Given problem:
Below are the records; collect from them each line containing the string "this".

Supplied data:
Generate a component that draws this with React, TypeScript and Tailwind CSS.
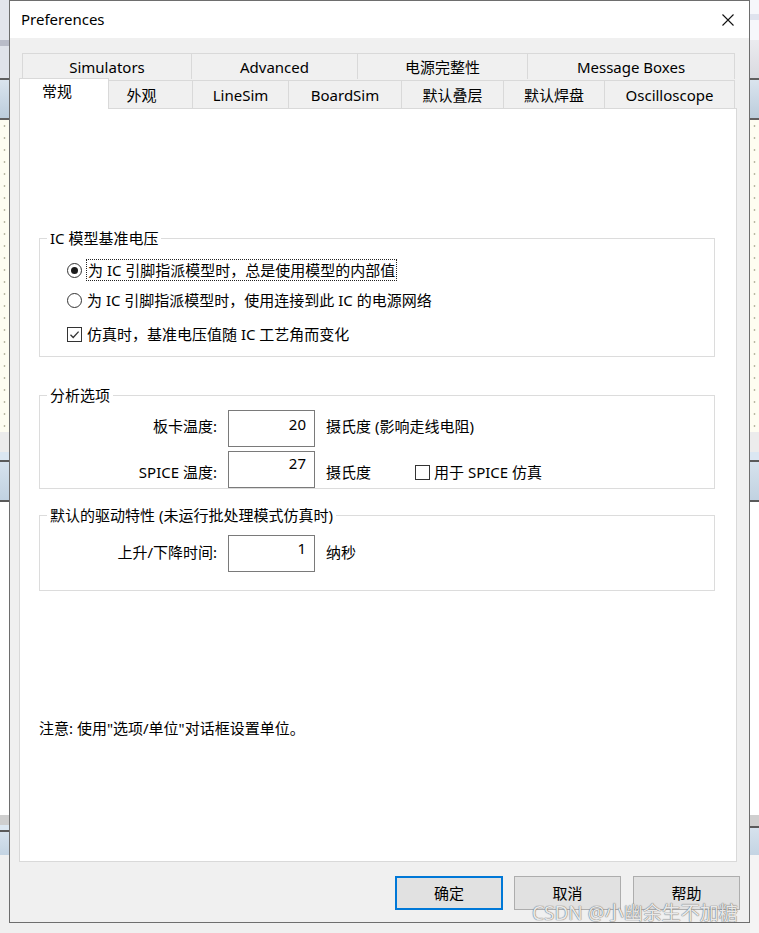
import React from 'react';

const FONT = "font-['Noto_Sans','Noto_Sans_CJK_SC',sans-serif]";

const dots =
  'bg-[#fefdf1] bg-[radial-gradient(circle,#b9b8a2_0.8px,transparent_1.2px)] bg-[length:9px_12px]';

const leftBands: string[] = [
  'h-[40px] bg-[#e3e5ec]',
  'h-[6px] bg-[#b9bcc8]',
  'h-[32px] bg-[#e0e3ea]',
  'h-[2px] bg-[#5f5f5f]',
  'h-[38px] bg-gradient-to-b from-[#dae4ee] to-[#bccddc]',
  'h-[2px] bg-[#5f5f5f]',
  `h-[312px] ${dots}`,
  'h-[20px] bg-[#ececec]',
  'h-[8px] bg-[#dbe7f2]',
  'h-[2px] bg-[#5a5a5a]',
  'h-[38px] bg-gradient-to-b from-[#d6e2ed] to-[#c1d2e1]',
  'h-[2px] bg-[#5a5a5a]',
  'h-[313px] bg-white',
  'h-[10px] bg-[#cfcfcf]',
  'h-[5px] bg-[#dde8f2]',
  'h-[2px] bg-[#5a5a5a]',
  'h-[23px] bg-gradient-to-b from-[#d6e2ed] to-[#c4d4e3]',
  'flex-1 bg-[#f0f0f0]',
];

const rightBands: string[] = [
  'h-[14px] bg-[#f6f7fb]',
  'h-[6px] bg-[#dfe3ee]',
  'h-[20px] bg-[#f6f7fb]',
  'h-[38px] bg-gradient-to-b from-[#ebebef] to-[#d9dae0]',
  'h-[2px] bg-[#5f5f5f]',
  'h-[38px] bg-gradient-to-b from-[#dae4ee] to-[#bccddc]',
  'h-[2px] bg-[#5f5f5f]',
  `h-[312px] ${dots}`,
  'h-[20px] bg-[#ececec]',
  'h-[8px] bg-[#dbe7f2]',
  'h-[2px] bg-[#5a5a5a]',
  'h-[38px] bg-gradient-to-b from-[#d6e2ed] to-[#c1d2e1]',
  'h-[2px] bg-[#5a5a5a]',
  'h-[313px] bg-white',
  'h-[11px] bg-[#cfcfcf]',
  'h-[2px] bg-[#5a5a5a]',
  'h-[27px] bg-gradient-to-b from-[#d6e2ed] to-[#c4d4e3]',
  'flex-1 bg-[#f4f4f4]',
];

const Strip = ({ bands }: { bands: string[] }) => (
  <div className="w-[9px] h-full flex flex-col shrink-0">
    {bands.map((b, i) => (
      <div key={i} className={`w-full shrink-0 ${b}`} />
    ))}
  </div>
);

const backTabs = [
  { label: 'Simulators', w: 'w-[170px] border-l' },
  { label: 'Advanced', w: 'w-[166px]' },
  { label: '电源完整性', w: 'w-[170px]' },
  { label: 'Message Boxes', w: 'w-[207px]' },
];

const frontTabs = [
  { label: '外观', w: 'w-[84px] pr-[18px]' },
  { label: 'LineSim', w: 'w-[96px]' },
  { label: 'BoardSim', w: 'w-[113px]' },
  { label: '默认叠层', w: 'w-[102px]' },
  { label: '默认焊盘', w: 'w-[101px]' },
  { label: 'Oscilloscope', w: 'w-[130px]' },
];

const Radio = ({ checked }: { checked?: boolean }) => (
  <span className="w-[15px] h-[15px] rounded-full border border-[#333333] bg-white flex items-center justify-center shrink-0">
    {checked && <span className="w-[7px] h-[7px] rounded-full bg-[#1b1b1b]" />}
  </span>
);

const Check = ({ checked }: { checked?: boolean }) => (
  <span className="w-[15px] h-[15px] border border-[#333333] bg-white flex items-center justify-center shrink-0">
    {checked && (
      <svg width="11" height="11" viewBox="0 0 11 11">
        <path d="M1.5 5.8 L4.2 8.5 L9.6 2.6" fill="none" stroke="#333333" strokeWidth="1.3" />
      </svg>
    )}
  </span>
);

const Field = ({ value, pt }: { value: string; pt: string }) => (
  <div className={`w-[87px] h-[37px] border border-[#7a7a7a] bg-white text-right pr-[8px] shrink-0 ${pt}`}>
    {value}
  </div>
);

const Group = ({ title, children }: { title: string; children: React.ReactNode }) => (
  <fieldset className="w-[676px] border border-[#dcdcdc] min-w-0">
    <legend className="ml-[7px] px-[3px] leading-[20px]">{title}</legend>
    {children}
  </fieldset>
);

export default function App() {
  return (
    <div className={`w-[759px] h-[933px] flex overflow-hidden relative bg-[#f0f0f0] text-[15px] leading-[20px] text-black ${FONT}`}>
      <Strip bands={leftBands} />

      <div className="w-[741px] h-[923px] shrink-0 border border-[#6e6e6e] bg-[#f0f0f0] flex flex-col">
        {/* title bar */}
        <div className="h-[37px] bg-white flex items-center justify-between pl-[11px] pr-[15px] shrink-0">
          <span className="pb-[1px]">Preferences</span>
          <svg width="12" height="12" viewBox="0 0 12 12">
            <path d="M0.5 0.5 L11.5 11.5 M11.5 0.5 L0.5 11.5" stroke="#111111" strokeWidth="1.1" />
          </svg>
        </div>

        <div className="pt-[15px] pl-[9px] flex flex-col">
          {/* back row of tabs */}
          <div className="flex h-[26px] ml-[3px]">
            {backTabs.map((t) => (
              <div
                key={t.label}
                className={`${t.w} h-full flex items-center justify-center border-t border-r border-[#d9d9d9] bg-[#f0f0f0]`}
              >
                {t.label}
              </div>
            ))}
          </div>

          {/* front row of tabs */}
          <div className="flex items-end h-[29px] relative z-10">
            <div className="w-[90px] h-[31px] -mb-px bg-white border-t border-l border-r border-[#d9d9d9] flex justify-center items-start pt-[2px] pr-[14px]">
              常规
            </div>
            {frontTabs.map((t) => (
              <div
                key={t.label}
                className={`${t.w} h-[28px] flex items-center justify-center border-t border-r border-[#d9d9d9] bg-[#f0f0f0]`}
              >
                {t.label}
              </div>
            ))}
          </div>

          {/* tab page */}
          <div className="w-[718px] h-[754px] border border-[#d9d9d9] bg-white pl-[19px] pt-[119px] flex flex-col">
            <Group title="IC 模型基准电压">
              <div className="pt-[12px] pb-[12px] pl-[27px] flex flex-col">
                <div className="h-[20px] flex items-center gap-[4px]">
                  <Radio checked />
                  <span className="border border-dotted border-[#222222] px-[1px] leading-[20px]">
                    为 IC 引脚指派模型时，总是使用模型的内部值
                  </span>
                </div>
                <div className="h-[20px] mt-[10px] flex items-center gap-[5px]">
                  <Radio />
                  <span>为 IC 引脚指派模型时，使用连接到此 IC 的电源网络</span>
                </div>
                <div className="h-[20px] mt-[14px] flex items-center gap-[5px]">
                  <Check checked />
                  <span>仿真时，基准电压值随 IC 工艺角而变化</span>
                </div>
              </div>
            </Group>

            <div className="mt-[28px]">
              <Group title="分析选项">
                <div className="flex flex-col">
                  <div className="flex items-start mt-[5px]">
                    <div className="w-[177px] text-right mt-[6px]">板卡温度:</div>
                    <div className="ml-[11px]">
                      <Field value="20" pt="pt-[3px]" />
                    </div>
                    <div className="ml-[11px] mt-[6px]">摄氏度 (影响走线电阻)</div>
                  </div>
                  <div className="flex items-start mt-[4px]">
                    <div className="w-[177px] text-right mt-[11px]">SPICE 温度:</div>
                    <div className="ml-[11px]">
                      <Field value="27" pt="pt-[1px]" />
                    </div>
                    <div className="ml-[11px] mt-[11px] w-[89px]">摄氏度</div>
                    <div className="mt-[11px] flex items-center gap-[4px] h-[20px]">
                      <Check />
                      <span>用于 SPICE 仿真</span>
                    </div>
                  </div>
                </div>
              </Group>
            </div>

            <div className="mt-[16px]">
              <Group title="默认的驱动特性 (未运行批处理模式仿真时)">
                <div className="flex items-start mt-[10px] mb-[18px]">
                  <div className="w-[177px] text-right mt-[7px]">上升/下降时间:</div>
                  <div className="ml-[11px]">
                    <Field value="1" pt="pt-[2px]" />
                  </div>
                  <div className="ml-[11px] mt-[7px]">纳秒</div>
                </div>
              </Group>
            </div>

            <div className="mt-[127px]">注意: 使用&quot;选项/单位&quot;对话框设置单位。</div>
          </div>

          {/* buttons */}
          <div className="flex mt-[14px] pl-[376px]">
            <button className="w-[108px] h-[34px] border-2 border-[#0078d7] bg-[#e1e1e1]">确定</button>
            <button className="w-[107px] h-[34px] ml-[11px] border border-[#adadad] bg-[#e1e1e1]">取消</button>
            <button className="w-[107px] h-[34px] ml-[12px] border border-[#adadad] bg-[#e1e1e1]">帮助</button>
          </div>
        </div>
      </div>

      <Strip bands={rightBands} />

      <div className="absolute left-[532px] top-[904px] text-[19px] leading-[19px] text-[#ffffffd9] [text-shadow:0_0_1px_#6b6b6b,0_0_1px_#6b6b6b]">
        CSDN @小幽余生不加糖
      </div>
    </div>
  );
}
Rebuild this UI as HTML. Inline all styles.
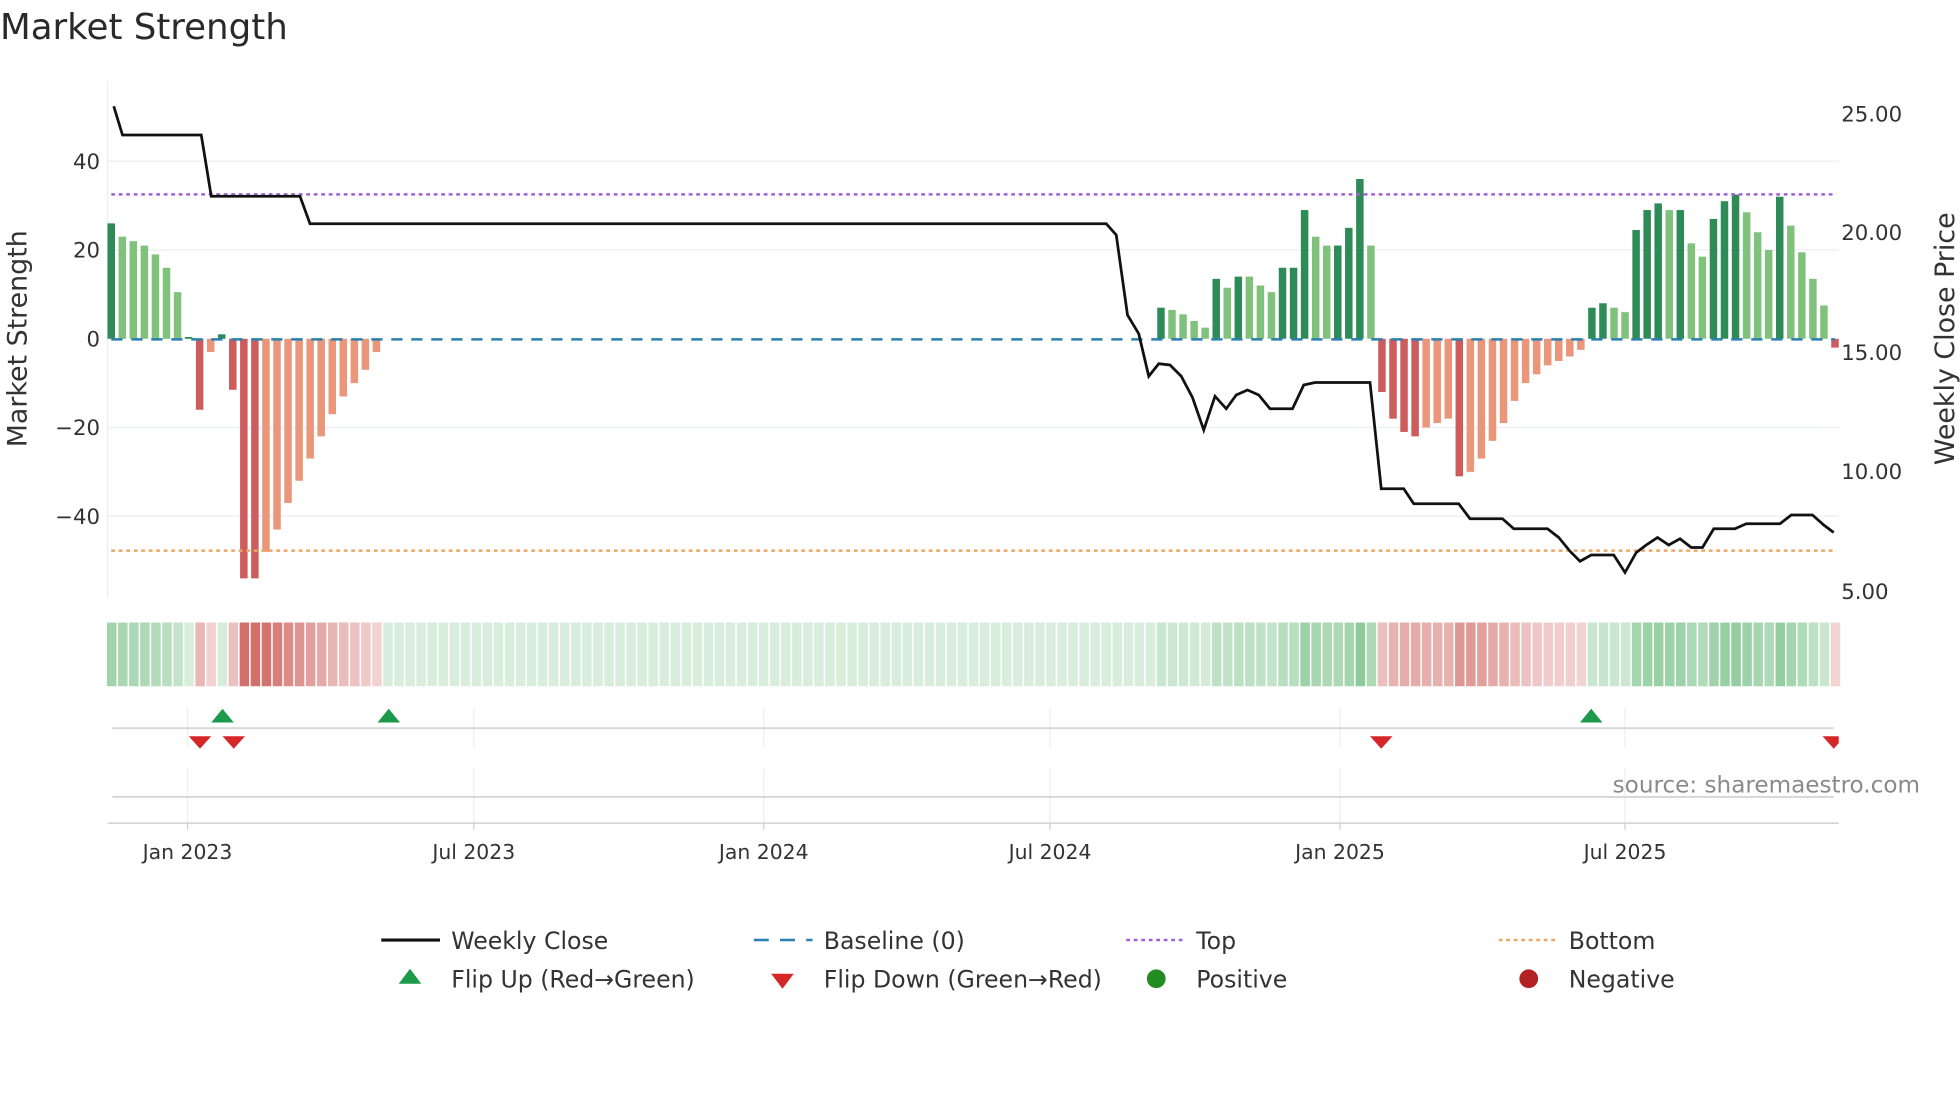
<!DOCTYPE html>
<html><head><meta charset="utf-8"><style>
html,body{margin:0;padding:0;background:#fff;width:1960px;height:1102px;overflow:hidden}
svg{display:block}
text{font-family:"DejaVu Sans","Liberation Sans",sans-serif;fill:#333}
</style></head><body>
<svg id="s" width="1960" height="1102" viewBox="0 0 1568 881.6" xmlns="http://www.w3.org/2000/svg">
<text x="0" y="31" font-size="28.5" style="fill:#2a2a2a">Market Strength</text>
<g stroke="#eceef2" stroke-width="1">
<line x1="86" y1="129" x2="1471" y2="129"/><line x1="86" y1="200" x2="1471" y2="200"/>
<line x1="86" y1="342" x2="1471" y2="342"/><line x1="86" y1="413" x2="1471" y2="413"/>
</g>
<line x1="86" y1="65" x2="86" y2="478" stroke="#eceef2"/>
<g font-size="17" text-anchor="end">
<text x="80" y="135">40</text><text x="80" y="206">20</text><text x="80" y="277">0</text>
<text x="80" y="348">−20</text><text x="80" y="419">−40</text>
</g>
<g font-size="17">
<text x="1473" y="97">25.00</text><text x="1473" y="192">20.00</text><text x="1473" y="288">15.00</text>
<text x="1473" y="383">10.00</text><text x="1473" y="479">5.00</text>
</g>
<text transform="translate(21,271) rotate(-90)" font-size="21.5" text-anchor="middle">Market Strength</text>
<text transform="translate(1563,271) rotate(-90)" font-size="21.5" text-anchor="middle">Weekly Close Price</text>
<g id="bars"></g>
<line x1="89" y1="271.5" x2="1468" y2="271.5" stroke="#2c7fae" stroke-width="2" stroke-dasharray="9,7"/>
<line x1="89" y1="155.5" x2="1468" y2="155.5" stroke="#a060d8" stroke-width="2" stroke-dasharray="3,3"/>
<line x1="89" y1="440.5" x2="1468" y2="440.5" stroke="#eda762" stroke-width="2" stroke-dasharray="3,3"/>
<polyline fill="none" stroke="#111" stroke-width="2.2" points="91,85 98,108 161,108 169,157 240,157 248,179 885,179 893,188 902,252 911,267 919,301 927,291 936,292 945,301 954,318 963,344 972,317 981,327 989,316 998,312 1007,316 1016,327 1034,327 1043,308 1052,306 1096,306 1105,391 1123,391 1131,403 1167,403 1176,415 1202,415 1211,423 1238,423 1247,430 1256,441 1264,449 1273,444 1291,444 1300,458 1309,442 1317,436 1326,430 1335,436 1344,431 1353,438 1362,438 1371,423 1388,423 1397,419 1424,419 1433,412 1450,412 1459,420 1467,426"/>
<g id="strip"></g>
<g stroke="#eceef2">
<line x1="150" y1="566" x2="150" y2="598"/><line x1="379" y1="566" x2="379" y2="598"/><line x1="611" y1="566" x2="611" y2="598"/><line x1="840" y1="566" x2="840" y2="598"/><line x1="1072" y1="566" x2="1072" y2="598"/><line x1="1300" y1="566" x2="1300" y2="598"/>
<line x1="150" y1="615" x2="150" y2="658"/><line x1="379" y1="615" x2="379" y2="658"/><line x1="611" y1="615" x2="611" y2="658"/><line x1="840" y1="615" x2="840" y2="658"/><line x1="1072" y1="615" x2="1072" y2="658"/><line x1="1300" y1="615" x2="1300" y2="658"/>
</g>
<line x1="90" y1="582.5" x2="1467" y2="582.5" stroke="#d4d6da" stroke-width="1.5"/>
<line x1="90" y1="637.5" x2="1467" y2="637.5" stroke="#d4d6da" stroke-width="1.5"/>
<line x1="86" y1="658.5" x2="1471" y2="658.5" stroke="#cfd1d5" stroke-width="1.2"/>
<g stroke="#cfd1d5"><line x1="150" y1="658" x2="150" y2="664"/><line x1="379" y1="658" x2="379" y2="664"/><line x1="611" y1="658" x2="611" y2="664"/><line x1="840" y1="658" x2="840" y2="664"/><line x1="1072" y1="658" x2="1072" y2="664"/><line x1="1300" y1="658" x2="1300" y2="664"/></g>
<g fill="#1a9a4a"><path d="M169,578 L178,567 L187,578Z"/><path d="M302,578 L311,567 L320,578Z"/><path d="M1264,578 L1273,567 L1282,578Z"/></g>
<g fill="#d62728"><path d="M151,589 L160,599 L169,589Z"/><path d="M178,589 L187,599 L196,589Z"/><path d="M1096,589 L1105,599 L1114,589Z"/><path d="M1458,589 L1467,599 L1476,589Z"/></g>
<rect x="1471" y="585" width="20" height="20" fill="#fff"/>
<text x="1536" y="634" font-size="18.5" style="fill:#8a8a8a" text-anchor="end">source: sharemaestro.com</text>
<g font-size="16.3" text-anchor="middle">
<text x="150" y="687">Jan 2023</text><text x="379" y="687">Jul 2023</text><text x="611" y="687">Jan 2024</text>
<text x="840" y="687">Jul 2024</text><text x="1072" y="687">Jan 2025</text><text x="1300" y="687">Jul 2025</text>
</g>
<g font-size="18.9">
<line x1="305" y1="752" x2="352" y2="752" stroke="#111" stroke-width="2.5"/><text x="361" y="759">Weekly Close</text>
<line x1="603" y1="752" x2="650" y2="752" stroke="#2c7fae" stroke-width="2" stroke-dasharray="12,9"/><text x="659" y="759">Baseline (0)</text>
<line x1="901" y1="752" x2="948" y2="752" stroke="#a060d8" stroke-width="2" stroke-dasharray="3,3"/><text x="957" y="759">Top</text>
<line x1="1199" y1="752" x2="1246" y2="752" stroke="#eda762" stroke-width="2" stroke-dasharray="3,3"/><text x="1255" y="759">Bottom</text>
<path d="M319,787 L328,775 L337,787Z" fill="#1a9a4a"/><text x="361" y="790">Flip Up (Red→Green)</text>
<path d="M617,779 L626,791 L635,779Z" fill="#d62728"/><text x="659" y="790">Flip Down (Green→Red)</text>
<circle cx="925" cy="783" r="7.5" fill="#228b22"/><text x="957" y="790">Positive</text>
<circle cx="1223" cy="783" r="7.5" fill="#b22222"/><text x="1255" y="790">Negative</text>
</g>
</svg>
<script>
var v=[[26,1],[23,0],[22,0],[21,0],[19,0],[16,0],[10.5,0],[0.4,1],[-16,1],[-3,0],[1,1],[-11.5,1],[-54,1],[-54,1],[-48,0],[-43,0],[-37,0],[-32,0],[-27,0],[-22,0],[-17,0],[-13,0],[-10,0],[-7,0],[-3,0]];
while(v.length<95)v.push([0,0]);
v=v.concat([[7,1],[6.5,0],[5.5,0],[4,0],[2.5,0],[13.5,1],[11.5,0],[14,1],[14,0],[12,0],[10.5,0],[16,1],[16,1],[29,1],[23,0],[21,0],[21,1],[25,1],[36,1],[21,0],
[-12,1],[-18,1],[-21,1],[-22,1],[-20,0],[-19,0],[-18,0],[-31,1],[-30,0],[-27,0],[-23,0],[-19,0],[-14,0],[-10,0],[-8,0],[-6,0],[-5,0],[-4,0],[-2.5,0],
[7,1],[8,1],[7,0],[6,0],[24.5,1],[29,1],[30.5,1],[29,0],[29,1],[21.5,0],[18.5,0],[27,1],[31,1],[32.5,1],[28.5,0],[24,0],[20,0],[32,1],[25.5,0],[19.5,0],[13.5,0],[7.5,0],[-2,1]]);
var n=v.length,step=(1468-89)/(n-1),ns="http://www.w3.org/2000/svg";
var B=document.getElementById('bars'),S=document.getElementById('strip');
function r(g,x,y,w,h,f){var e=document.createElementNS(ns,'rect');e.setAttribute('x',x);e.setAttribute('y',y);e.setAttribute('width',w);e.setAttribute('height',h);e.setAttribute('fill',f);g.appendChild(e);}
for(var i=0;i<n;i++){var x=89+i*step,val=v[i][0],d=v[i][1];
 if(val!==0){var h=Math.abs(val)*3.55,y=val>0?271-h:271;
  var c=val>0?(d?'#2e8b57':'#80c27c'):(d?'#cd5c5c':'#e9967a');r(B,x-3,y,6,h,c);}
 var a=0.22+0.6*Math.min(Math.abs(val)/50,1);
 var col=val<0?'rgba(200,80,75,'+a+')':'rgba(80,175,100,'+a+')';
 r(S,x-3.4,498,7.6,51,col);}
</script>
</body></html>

Task response:
Generate a component that draws this with React, TypeScript and Tailwind CSS.
Rebuild this UI as HTML. Inline all styles.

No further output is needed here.